Elisabetta Gut’s Debut in America Features Old Theme with a New Interpretation

by Xiaomeng Li

The heavy and light sentiments swing back and forth throughout Elisabetta Gut’s exhibition. Sometimes the splash of colors and delicate pieces make you smile and recall your carefree childhood, other times the deep tone and expressive rendering of paints strike your heart with sympathy and agony.

Gut’s Solo Debut

This fall, the National Museum of Women in the Arts (NMWA) holds Elisabetta Gut’s American solo debut The Visual Poetry of Elisabetta Gut from Sept. 10, 2010 to Jan. 16, 2011. The exhibition features more than 20 of her artists’ books, collage-poems, book-objects and object-poems.

Gut’s Background

Gut, born in Rome in 1934, had her art education at the Art Institute and later the Academy of Fine Arts in Rome.
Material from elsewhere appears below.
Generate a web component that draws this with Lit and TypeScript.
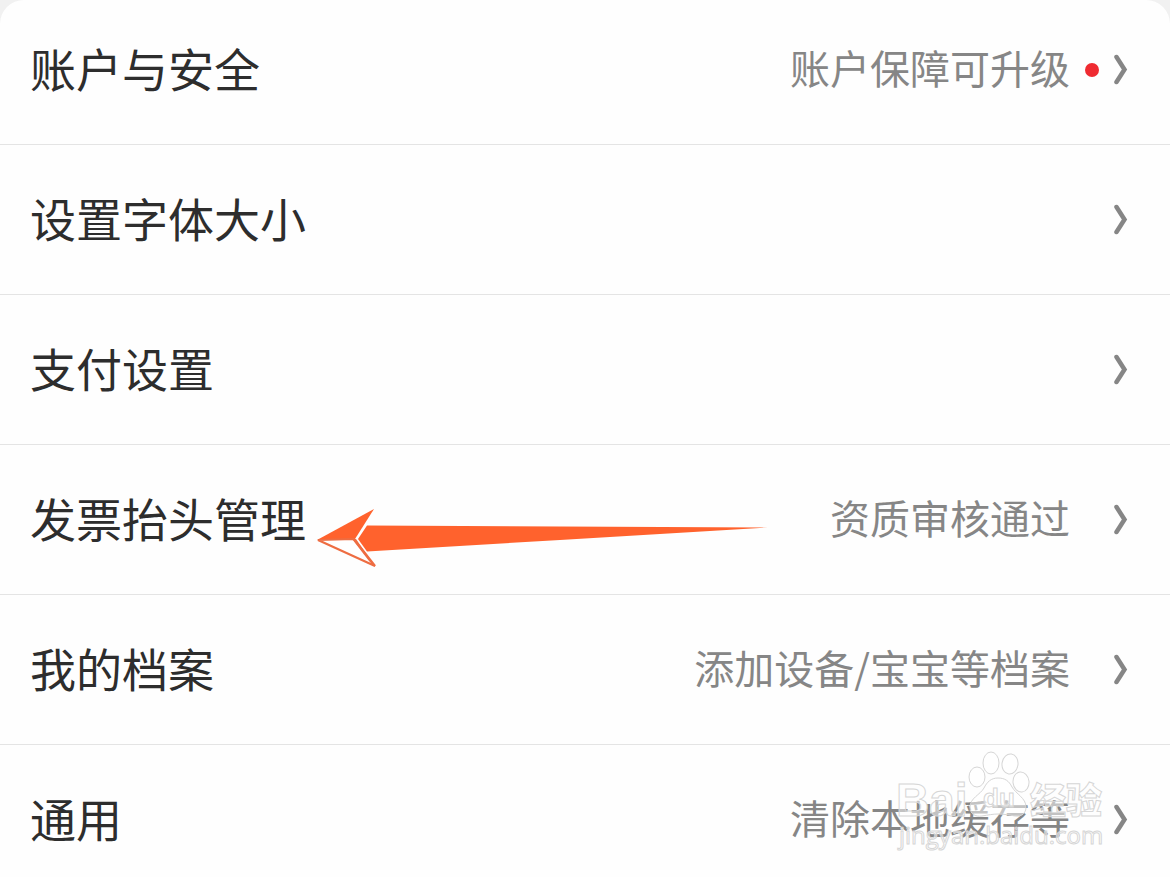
import { LitElement, html, svg, css, nothing } from "lit";
import { customElement, property } from "lit/decorators.js";

interface Setting {
  label: string;
  note?: string;
  dot?: boolean;
  pointer?: boolean;
  stamp?: boolean;
}

const SETTINGS: Setting[] = [
  { label: "账户与安全", note: "账户保障可升级", dot: true },
  { label: "设置字体大小" },
  { label: "支付设置" },
  { label: "发票抬头管理", note: "资质审核通过", pointer: true },
  { label: "我的档案", note: "添加设备/宝宝等档案" },
  { label: "通用", note: "清除本地缓存等", stamp: true },
];

const toes = [
  [81, 32, 8, 10, 0],
  [95, 18, 8, 11, 0],
  [114, 19, 8, 10, 8],
  [125, 37, 8, 10, -6],
];

@customElement("brand-stamp")
export class BrandStamp extends LitElement {
  static styles = css`
    :host {
      display: block;
    }
    svg {
      display: block;
      width: 216px;
      height: 110px;
    }
    .shape {
      fill: rgba(255, 255, 255, 0.5);
      stroke: #d6d6d6;
      stroke-width: 1px;
    }
    .word {
      font-family: "Liberation Sans", "Noto Sans CJK SC", sans-serif;
      font-weight: 700;
      font-size: 46px;
    }
    .small {
      font-size: 26px;
    }
    .han {
      font-family: "Noto Sans CJK SC", sans-serif;
      font-weight: 900;
      font-size: 36px;
    }
    .site {
      font-family: "Open Sans", "Noto Sans", sans-serif;
      font-size: 24px;
    }
  `;

  render() {
    return html`<svg viewBox="0 0 216 110" aria-hidden="true">
      <text class="shape word" x="0" y="71">Bai</text>
      ${toes.map(
        ([x, y, rx, ry, turn]) =>
          svg`<ellipse class="shape" cx=${x} cy=${y} rx=${rx} ry=${ry} transform="rotate(${turn} ${x} ${y})"/>`
      )}
      <path
        class="shape"
        d="M102 33c-7 0-11 4-14 10-4 7-14 10-14 19 0 7 5 10 12 9 6-1 11-2 16-2s12 1 17 2c7 1 11-3 11-9 0-9-10-13-14-20-3-6-7-9-14-9z"
      />
      <text class="shape word small" x="87" y="62">du</text>
      <text class="shape han" x="134" y="69">经验</text>
      <text class="shape site" x="3" y="99">jingyan.baidu.com</text>
    </svg>`;
  }
}

@customElement("setting-row")
export class SettingRow extends LitElement {
  @property({ attribute: false }) item!: Setting;

  static styles = css`
    :host {
      display: block;
    }
    .row {
      position: relative;
      display: flex;
      align-items: center;
      padding: var(--row-top, 40px) 40px var(--row-bottom, 39px) 30px;
      border-bottom: 1px solid #e4e4e4;
      color: #2d2d2d;
      text-decoration: none;
      line-height: 64px;
      white-space: nowrap;
    }
    :host(:last-of-type) .row {
      border-bottom: none;
    }
    .label,
    .note {
      padding-bottom: 6px;
    }
    .label {
      flex: 1;
      font-size: 46px;
    }
    .note {
      font-size: 40px;
      color: #868686;
    }
    .status {
      display: flex;
      justify-content: center;
      width: 44px;
    }
    .dot {
      width: 14px;
      height: 14px;
      border-radius: 50%;
      background: #ef2b31;
    }
    .chevron {
      display: block;
      width: 16px;
      height: 34px;
    }
    .pointer {
      position: absolute;
      left: 312px;
      top: 58px;
      width: 460px;
      height: 70px;
    }
    .stamp {
      position: absolute;
      right: 58px;
      top: 0;
    }
  `;

  render() {
    const { label, note, dot, pointer, stamp } = this.item;
    return html`<a class="row" href="#">
      <span class="label">${label}</span>
      ${note ? html`<span class="note">${note}</span>` : nothing}
      <span class="status">${dot ? html`<span class="dot"></span>` : nothing}</span>
      <svg class="chevron" viewBox="0 0 16 34" aria-hidden="true">
        <path
          d="M2.500 4 10.500 16.500 2.500 29"
          fill="none"
          stroke="#868686"
          stroke-width="4.500"
          stroke-linecap="round"
        />
      </svg>
      ${pointer
        ? html`<svg class="pointer" viewBox="312 503 460 70" aria-hidden="true">
            <path
              fill="#ff622d"
              d="M367 525.500 560 526.500 768 527.500 560 540 367 551.500 358 539z"
            />
            <path fill="#ff622d" d="M317 540 374 509 355 539z" />
            <path
              fill="#fff"
              stroke="#ee6d42"
              stroke-width="2.200"
              d="M318 540 354 539 375 566z"
            />
            <path fill="#ee6d42" d="M352 539 356 539 375 567 369 561z" />
          </svg>`
        : nothing}
      ${stamp ? html`<brand-stamp class="stamp"></brand-stamp>` : nothing}
    </a>`;
  }
}

@customElement("app-root")
export class AppRoot extends LitElement {
  static styles = css`
    :host {
      display: block;
      background: #f1f1f1;
      font-family: "Noto Sans CJK SC", sans-serif;
    }
    .list {
      background: #fefefe;
      border-radius: 24px 24px 0 0;
    }
    setting-row:first-of-type {
      --row-top: 35px;
    }
    setting-row:last-of-type {
      --row-bottom: 22px;
    }
  `;

  render() {
    return html`<nav class="list">
      ${SETTINGS.map((item) => html`<setting-row .item=${item}></setting-row>`)}
    </nav>`;
  }
}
Her early career mainly focused on Cubism, but in the 1960s, avant-garde Dadaist artists such as Marcel Duchamp and Man Ray inspired her, thus she changed her career to assemblage and book arts.

The Artist’s Work

The books, poems and music scores are not the significant part of Gut’s art. They are merely a working platform for the artist. However, the essence of poetry and music transcends rhythmically in Gut’s artworks. Sometimes her paper cutouts are so colorful and energetic that they splash all over the background; other times she splays the pages with depressing colors that draw the audience into a black hole of sadness. Her mood swing is fascinating to see through the exhibit and it engages audience effectively in her art.

Artistic Sentimentality

Some of Gut’s artworks are sentimental. They are personal, dark, and convey a strong desperation. Talking about her Volo-volume (Flight volume), 1980, Gut says that she created it “during a time of personal anguish following the death of my husband. The book opens to the blackest and most disturbing page of my life and marks it with a woolen bookmark. Cotton clouds and seagulls fly away with my happiness.”

Gut’s Influences

But do not forget the playful traits of literature and music that Gut is so in love with. She uses her imagination to deliberately echo those famous names that has influenced her art. 14 Chiodi (L’impronta di Man Ray) (14 Nails (The Man Ray Footprint)), 1991 is inspired by Man Ray’s famous Gift, 1921, an iron with 14 nails on the ironing surface. In her responding artwork, Gut seems to have “used” Ray’s iron. She found a discarded book (which exemplifies full well the Dadaist creed of “readymade”) and pressed the iron onto the pages. The finished artwork therefore has this burned shape of the iron and 14 holes that sink deeply through the pages. She also imposed her own interpretation of her favorite writer by making a collage with a cigarette that has “KAFKA” printed on it (Fumo d’autore (A Kafka a Kafka) 1983) even though Kafka was not a smoker at all.

Sized to Scale

None of Gut’s artworks have phenomenal scale. They are all inlayed on white boards, hung in photo frames or even gently placed in a bird’s nest or a nutshell. Each single piece of construction is connected by hard-to-notice elements such as thin cotton strings and iron wires, as if every little piece protects an important part of the artist’s mind.

Gut’s art has exceptionally rich content. Even though the meaning of texts on her working materials is minimized into a general surface for creating art, her art is indeed captivating as the artist distills the poetic essence of literature and music and grants a new life to them—the life of her own.